Germany’s Geothermal Breakthrough: A Commercial Milestone

Eavor recently achieved a significant milestone with its Geretsried project in Germany, where the first loop came online in December, generating both heat and electricity. This project was conceived as a first-of-its-kind commercial-scale demonstration, proving economic viability in Europe’s district heating market. While the journey presented considerable operational, technical, and financing challenges, Eavor successfully navigated them. Building on insights from their Eavor-Lite pilot in Alberta, which has operated for five years with less than a 1% difference between predicted and actual output, the Geretsried project goes deeper at 4.5 kilometers, featuring 3000-meter lateral lengths. It utilizes six inlet and six outlet multilaterals that intersect at the toe using magnetic ranging while drilling, a world-first technology.
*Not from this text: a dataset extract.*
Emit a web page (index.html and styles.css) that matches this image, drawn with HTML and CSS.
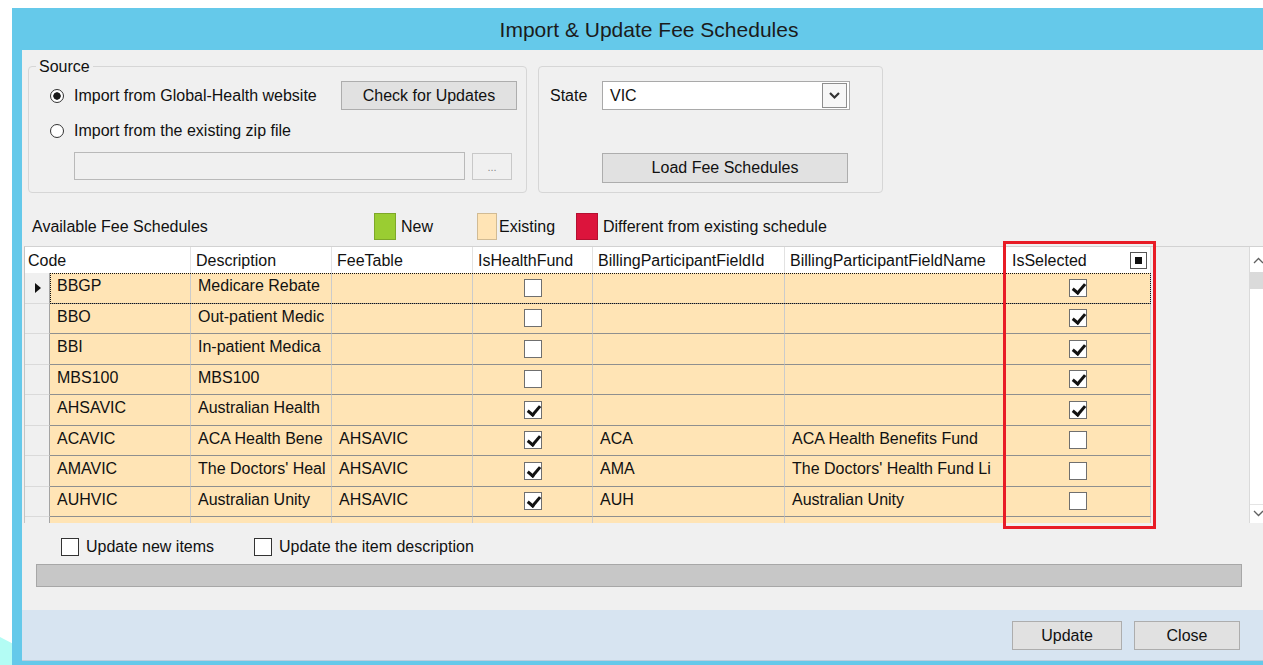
FILE: index.html
```html
<!DOCTYPE html>
<html lang="en">
<head>
<meta charset="utf-8">
<title>Import &amp; Update Fee Schedules</title>
<link rel="stylesheet" href="styles.css">
</head>
<body>
<div class="desktop">
  <div class="wedge"></div>
  <div class="window">
    <div class="titlebar">Import &amp; Update Fee Schedules</div>
    <div class="client">

      <div class="top">
        <div class="group source">
          <span class="group-title">Source</span>
          <div class="src-row">
            <label class="radio"><span class="dot checked"></span>Import from Global-Health website</label>
            <button class="btn check-btn">Check for Updates</button>
          </div>
          <div class="src-row second">
            <label class="radio"><span class="dot"></span>Import from the existing zip file</label>
          </div>
          <div class="file-row">
            <div class="textbox"></div>
            <button class="btn browse">...</button>
          </div>
        </div>

        <div class="group state">
          <div class="state-row">
            <span class="state-label">State</span>
            <div class="combo">
              <span>VIC</span>
              <span class="combo-arrow">
                <svg width="13" height="9" viewBox="0 0 13 9"><polyline points="2,2 6.5,6.5 11,2" fill="none" stroke="#333" stroke-width="2.2"/></svg>
              </span>
            </div>
          </div>
          <button class="btn load-btn">Load Fee Schedules</button>
        </div>
      </div>

      <div class="legend">
        <span class="legend-title">Available Fee Schedules</span>
        <span class="legend-item item-new"><span class="swatch sw-new"></span>New</span>
        <span class="legend-item item-existing"><span class="swatch sw-existing"></span>Existing</span>
        <span class="legend-item"><span class="swatch sw-diff"></span>Different from existing schedule</span>
      </div>

      <div class="grid-wrap">
        <div class="grid">
          <div class="grid-main">
            <div class="grid-head">
              <div class="hcell span2">Code</div>
              <div class="hcell">Description</div>
              <div class="hcell">FeeTable</div>
              <div class="hcell">IsHealthFund</div>
              <div class="hcell">BillingParticipantFieldId</div>
              <div class="hcell">BillingParticipantFieldName</div>
              <div class="hcell sel-head">IsSelected<span class="head-box"></span></div>
            </div>

            <div class="row current">
              <div class="rh"><span class="arrow"></span></div>
              <div class="cells">
                <div class="cell">BBGP</div><div class="cell">Medicare Rebate</div><div class="cell"></div>
                <div class="cell chk"><span class="cb"></span></div>
                <div class="cell"></div><div class="cell"></div>
                <div class="cell chk"><span class="cb on"></span></div>
              </div>
            </div>
            <div class="row">
              <div class="rh"></div>
              <div class="cells">
                <div class="cell">BBO</div><div class="cell">Out-patient Medic</div><div class="cell"></div>
                <div class="cell chk"><span class="cb"></span></div>
                <div class="cell"></div><div class="cell"></div>
                <div class="cell chk"><span class="cb on"></span></div>
              </div>
            </div>
            <div class="row">
              <div class="rh"></div>
              <div class="cells">
                <div class="cell">BBI</div><div class="cell">In-patient Medica</div><div class="cell"></div>
                <div class="cell chk"><span class="cb"></span></div>
                <div class="cell"></div><div class="cell"></div>
                <div class="cell chk"><span class="cb on"></span></div>
              </div>
            </div>
            <div class="row">
              <div class="rh"></div>
              <div class="cells">
                <div class="cell">MBS100</div><div class="cell">MBS100</div><div class="cell"></div>
                <div class="cell chk"><span class="cb"></span></div>
                <div class="cell"></div><div class="cell"></div>
                <div class="cell chk"><span class="cb on"></span></div>
              </div>
            </div>
            <div class="row">
              <div class="rh"></div>
              <div class="cells">
                <div class="cell">AHSAVIC</div><div class="cell">Australian Health</div><div class="cell"></div>
                <div class="cell chk"><span class="cb on"></span></div>
                <div class="cell"></div><div class="cell"></div>
                <div class="cell chk"><span class="cb on"></span></div>
              </div>
            </div>
            <div class="row">
              <div class="rh"></div>
              <div class="cells">
                <div class="cell">ACAVIC</div><div class="cell">ACA Health Bene</div><div class="cell">AHSAVIC</div>
                <div class="cell chk"><span class="cb on"></span></div>
                <div class="cell">ACA</div><div class="cell">ACA Health Benefits Fund</div>
                <div class="cell chk"><span class="cb"></span></div>
              </div>
            </div>
            <div class="row">
              <div class="rh"></div>
              <div class="cells">
                <div class="cell">AMAVIC</div><div class="cell">The Doctors' Heal</div><div class="cell">AHSAVIC</div>
                <div class="cell chk"><span class="cb on"></span></div>
                <div class="cell">AMA</div><div class="cell">The Doctors' Health Fund Li</div>
                <div class="cell chk"><span class="cb"></span></div>
              </div>
            </div>
            <div class="row">
              <div class="rh"></div>
              <div class="cells">
                <div class="cell">AUHVIC</div><div class="cell">Australian Unity</div><div class="cell">AHSAVIC</div>
                <div class="cell chk"><span class="cb on"></span></div>
                <div class="cell">AUH</div><div class="cell">Australian Unity</div>
                <div class="cell chk"><span class="cb"></span></div>
              </div>
            </div>
            <div class="row">
              <div class="rh"></div>
              <div class="cells">
                <div class="cell">CBHVIC</div><div class="cell">CBH Health Fund</div><div class="cell">AHSAVIC</div>
                <div class="cell chk"><span class="cb on"></span></div>
                <div class="cell">CBH</div><div class="cell">CBHS Health Fund Limited</div>
                <div class="cell chk"><span class="cb"></span></div>
              </div>
            </div>
          </div>

          <div class="vscroll">
            <div class="sb-btn sb-up">
              <svg width="11" height="7" viewBox="0 0 11 7"><polyline points="1,6 5.5,1.5 10,6" fill="none" stroke="#606060" stroke-width="1.3"/></svg>
            </div>
            <div class="sb-thumb"></div>
            <div class="sb-track"></div>
            <div class="sb-btn sb-down">
              <svg width="11" height="7" viewBox="0 0 11 7"><polyline points="1,1 5.5,5.5 10,1" fill="none" stroke="#606060" stroke-width="1.3"/></svg>
            </div>
          </div>
        </div>
        <div class="highlight"></div>
      </div>

      <div class="options">
        <label class="opt opt-new"><span class="box"></span>Update new items</label>
        <label class="opt"><span class="box"></span>Update the item description</label>
      </div>

      <div class="progress"></div>

      <div class="footer">
        <button class="btn foot-btn update-btn">Update</button>
        <button class="btn foot-btn close-btn">Close</button>
      </div>
    </div>
  </div>
</div>
</body>
</html>
```

FILE: styles.css
```css
* { box-sizing: border-box; }

html, body {
  margin: 0;
  padding: 0;
}

body {
  width: 1263px;
  height: 665px;
  overflow: hidden;
  background: #fff;
  font-family: "Liberation Sans", Arial, sans-serif;
  font-size: 16px;
  color: #111;
}

.desktop {
  position: relative;
  height: 665px;
  overflow: hidden;
}

/* sliver of desktop wallpaper at the bottom-left corner */
.wedge {
  position: absolute;
  left: 0;
  bottom: 0;
  width: 12px;
  height: 28px;
  background: #b3fcf4;
  clip-path: polygon(0 0, 100% 22%, 100% 100%, 0 100%);
}

/* ---------- window frame ---------- */
.window {
  margin: 8px 0 0 12px;
  width: 1274px;
  background: #65c9ea;
  padding: 0 10px 10px 10px;
}

.titlebar {
  height: 42px;
  display: flex;
  align-items: center;
  justify-content: center;
  font-size: 21px;
  color: #1b1b1b;
  padding-top: 1px;
}

.client {
  height: 611px;
  background: #f0f0f0;
  display: flex;
  flex-direction: column;
}

/* ---------- buttons ---------- */
.btn {
  font-family: inherit;
  font-size: 16px;
  color: #111;
  background: #e1e1e1;
  border: 1px solid #adadad;
  padding: 0;
  margin: 0;
}

/* ---------- group boxes ---------- */
.top {
  display: flex;
  gap: 11px;
  margin-top: 16px;
  padding-left: 6px;
  height: 127px;
}

.group {
  position: relative;
  border: 1px solid #d6d6d6;
  border-radius: 4px;
}

.group-title {
  position: absolute;
  top: -9px;
  left: 7px;
  padding: 0 3px 0 3px;
  line-height: 18px;
  background: #f0f0f0;
}

.source {
  width: 499px;
  padding: 14px 9px 0 21px;
}

.src-row {
  display: flex;
  align-items: center;
  justify-content: space-between;
  height: 29px;
}

.src-row.second {
  margin-top: 7px;
  height: 28px;
}

.radio {
  display: flex;
  align-items: center;
}

.dot {
  width: 14px;
  height: 14px;
  border: 1px solid #333;
  border-radius: 50%;
  background: #fff;
  margin-right: 10px;
}

.dot.checked {
  background: radial-gradient(circle, #1a1a1a 0 3.4px, #fff 4px);
}

.check-btn {
  width: 176px;
  height: 29px;
}

.file-row {
  display: flex;
  gap: 7px;
  margin-top: 7px;
  padding-left: 24px;
}

.textbox {
  width: 391px;
  height: 28px;
  background: #f0f0f0;
  border: 1px solid #b9b9b9;
}

.browse {
  width: 40px;
  height: 27px;
  margin-top: 1px;
  background: #f0f0f0;
  border-color: #c8c8c8;
  color: #8a8a8a;
  font-size: 11px;
}

.state {
  width: 345px;
  padding: 14px 0 0 11px;
}

.state-row {
  display: flex;
  align-items: center;
  height: 29px;
}

.state-label {
  width: 52px;
}

.combo {
  width: 248px;
  height: 29px;
  background: #fff;
  border: 1px solid #a9a9a9;
  display: flex;
  align-items: center;
  justify-content: space-between;
  padding: 0 2px 0 7px;
}

.combo-arrow {
  width: 25px;
  height: 25px;
  border: 1px solid #8e8e8e;
  background: #f7f7f7;
  display: flex;
  align-items: center;
  justify-content: center;
}

.load-btn {
  width: 246px;
  height: 30px;
  margin: 43px 0 0 52px;
}

/* ---------- colour legend ---------- */
.legend {
  display: flex;
  align-items: center;
  height: 27px;
  margin-top: 20px;
  padding-left: 10px;
}

.legend-title { width: 342px; }

.legend-item {
  display: flex;
  align-items: center;
}

.item-new { width: 103px; }
.item-existing { width: 99px; }

.swatch {
  width: 22px;
  height: 27px;
  margin-right: 5px;
  border: 1px solid rgba(0, 0, 0, 0.18);
}

.sw-new { background: #9acd32; }
.sw-existing {
  width: 20px;
  margin-right: 2px;
  background: #ffe4b5;
}
.sw-diff { background: #dc143c; }

/* ---------- data grid ---------- */
.grid-wrap {
  position: relative;
  height: 277px;
  margin: 6px 10px 0 2px;
}

.grid {
  display: flex;
  height: 100%;
  border-top: 1px solid #d2d2d2;
  border-left: 1px solid #c4c4c4;
  background: #f0f0f0;
}

.grid-main {
  flex: 1;
  overflow: hidden;
}

.grid-head {
  display: grid;
  grid-template-columns: 25px 141px 141px 141px 120px 192px 220px 146px;
  height: 26px;
}

.hcell {
  background: #fff;
  border-right: 1px solid #e2e2e2;
  display: flex;
  align-items: center;
  padding: 2px 0 0 5px;
  white-space: nowrap;
  overflow: hidden;
}

.hcell.span2 {
  grid-column: span 2;
  padding-left: 3px;
}

.sel-head {
  justify-content: space-between;
  padding-left: 7px;
  padding-right: 3px;
}

.head-box {
  width: 17px;
  height: 17px;
  margin-top: -2px;
  border: 1px solid #555;
  background: #fff;
  display: flex;
  align-items: center;
  justify-content: center;
}

.head-box::after {
  content: "";
  width: 7px;
  height: 7px;
  background: #111;
}

.row {
  display: flex;
  height: 30.5px;
}

.rh {
  width: 25px;
  flex: none;
  background: #f0f0f0;
  border-right: 1px solid #a4a4a4;
  border-bottom: 1px solid #dadada;
  display: flex;
  align-items: center;
  justify-content: center;
}

.arrow {
  width: 0;
  height: 0;
  border-left: 6px solid #111;
  border-top: 5px solid transparent;
  border-bottom: 5px solid transparent;
  margin-left: 2px;
}

.cells {
  display: grid;
  grid-template-columns: 141px 141px 141px 120px 192px 220px 146px;
  background: #ffe4b5;
}

.row.current .cells {
  outline: 1px dotted #111;
  outline-offset: -1px;
}

.cell {
  display: flex;
  align-items: center;
  padding: 0 0 3px 7px;
  border-right: 1px solid #cbcbcb;
  border-bottom: 1px solid #8f8f8f;
  white-space: nowrap;
  overflow: hidden;
}

.cell.chk {
  justify-content: center;
  padding: 0;
}

.cb {
  position: relative;
  width: 18px;
  height: 18px;
  background: #fff;
  border: 1px solid #6f6f6f;
}

.cb.on::after {
  content: "";
  position: absolute;
  left: 5px;
  top: 1px;
  width: 5px;
  height: 10px;
  border-right: 3px solid #111;
  border-bottom: 3px solid #111;
  transform: rotate(40deg);
}

.vscroll {
  width: 17px;
  flex: none;
  background: #fff;
  border-left: 1px solid #dadada;
  display: flex;
  flex-direction: column;
  padding-top: 1px;
}

.sb-btn {
  display: flex;
  align-items: center;
  justify-content: center;
}

.sb-up { height: 24px; }

.sb-thumb {
  height: 17px;
  background: #dadada;
}

.sb-track { flex: 1; }

.sb-down {
  height: 17px;
  margin-bottom: 2px;
  border-top: 1px solid #e4e4e4;
}

/* red frame drawn around the IsSelected column */
.highlight {
  position: absolute;
  left: 979px;
  top: -5px;
  width: 153px;
  height: 288px;
  border: 3px solid #e81c26;
  pointer-events: none;
}

/* ---------- options and progress ---------- */
.options {
  display: flex;
  align-items: center;
  height: 19px;
  margin-top: 14px;
  padding-left: 39px;
}

.opt {
  display: flex;
  align-items: center;
}

.opt-new { width: 193px; }

.box {
  width: 18px;
  height: 18px;
  background: #fff;
  border: 1px solid #333;
  margin-right: 7px;
}

.progress {
  height: 23px;
  margin: 8px 34px 0 14px;
  background: #c7c7c7;
  border: 1px solid #a7a7a7;
}

/* ---------- footer ---------- */
.footer {
  margin-top: auto;
  height: 51px;
  background: #d7e4f1;
  border-bottom: 1px solid #bccddd;
  display: flex;
  justify-content: flex-end;
  align-items: flex-start;
  gap: 12px;
  padding: 11px 36px 0 0;
}

.foot-btn { height: 29px; }
.update-btn { width: 110px; }
.close-btn { width: 106px; }
```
This advanced drilling technique has dramatically improved efficiency, reducing the time to drill the most recent legs from 100 days to as little as 8 days, a tenfold reduction that directly impacts project costs.

Operational Efficiency and Societal Impact

A notable advantage of Eavor’s closed-loop system is its exceptionally low opex. Eavor projects typically see 80-90% capex and only 10-20% opex, a stark contrast to traditional hydrothermal or EGS projects (50/50) or natural gas power plants (10% capex, 90% opex). This efficiency stems from eliminating common cost categories such as injector well redrills, large downhole pumps, and extensive water treatment, thanks to the controlled, closed-loop water chemistry. Furthermore, the system addresses public perception concerns by minimizing water loss, as low as 0.1% of daily throughput, significantly lower than open systems, and avoiding induced seismicity risks. This mitigation of environmental impacts is particularly important in densely populated European regions, where district heating, a market valued at over $40 billion annually, offers a substantial opportunity to replace coal or natural gas-fired centralized boilers.

Powering the Future: AI, Deep Drilling, and the Geothermal Holy Grail

The demand for reliable, carbon-free power is escalating, particularly from sectors like AI and data centers, with Microsoft already an investor in Eavor. While current closed-loop geothermal technology may not make a significant dent in the immediate three-year power demand, it is poised to be a major player in the 2030 timeframe. Eavor’s technology development program focuses on going deeper and hotter, with a clear line of sight to deliver electricity at competitive prices, below $100 per megawatt-hour, even in average geothermal gradients. The modular nature of Eavor’s system, allowing for scaling in smaller, manageable chunks, offers a distinct advantage over mega-projects like nuclear power plants, which often face capital overruns. The company is actively designing a drilling system capable of reaching 15 kilometers in depth, pushing the boundaries of what’s currently achievable and leveraging innovations like insulated drill pipe for active cooling in extreme temperatures. This pursuit of the “geothermal anywhere” vision represents a significant step towards a truly sustainable and dispatchable energy future.

Conclusion

The journey from oil sands expertise to pioneering advanced geothermal systems demonstrates a powerful convergence of innovation and necessity. Eavor’s closed-loop technology offers a reliable, predictable and environmentally conscious solution to the global demand for baseload, low-carbon energy. By addressing key challenges in cost, scalability and public acceptance, companies like Eavor are redefining geothermal’s potential. The path forward involves continued execution, technological refinement and strategic partnerships, but the clear line of sight to affordable, dispatchable power anywhere in the world paints an optimistic picture for geothermal’s role in our energy future.

Key Takeaways

What is the core innovation of Eavor’s closed-loop geothermal system?

Eavor’s system acts as a subsurface heat exchanger, extracting heat via conduction without requiring a permeable reservoir or significant water use, making it predictable and scalable.

How does Eavor address the challenge of high operational costs in geothermal?

By eliminating the need for injector well redrills, downhole pumps and extensive water treatment, Eavor significantly reduces operational expenditures, making its projects 80-90% capital-intensive upfront.

What is Eavor’s long-term vision for geothermal energy?

Eavor aims to deliver low-cost electricity (below $100/MWh) from geothermal anywhere in the world by developing technology to drill deeper and hotter, eventually reaching depths of 15 kilometers.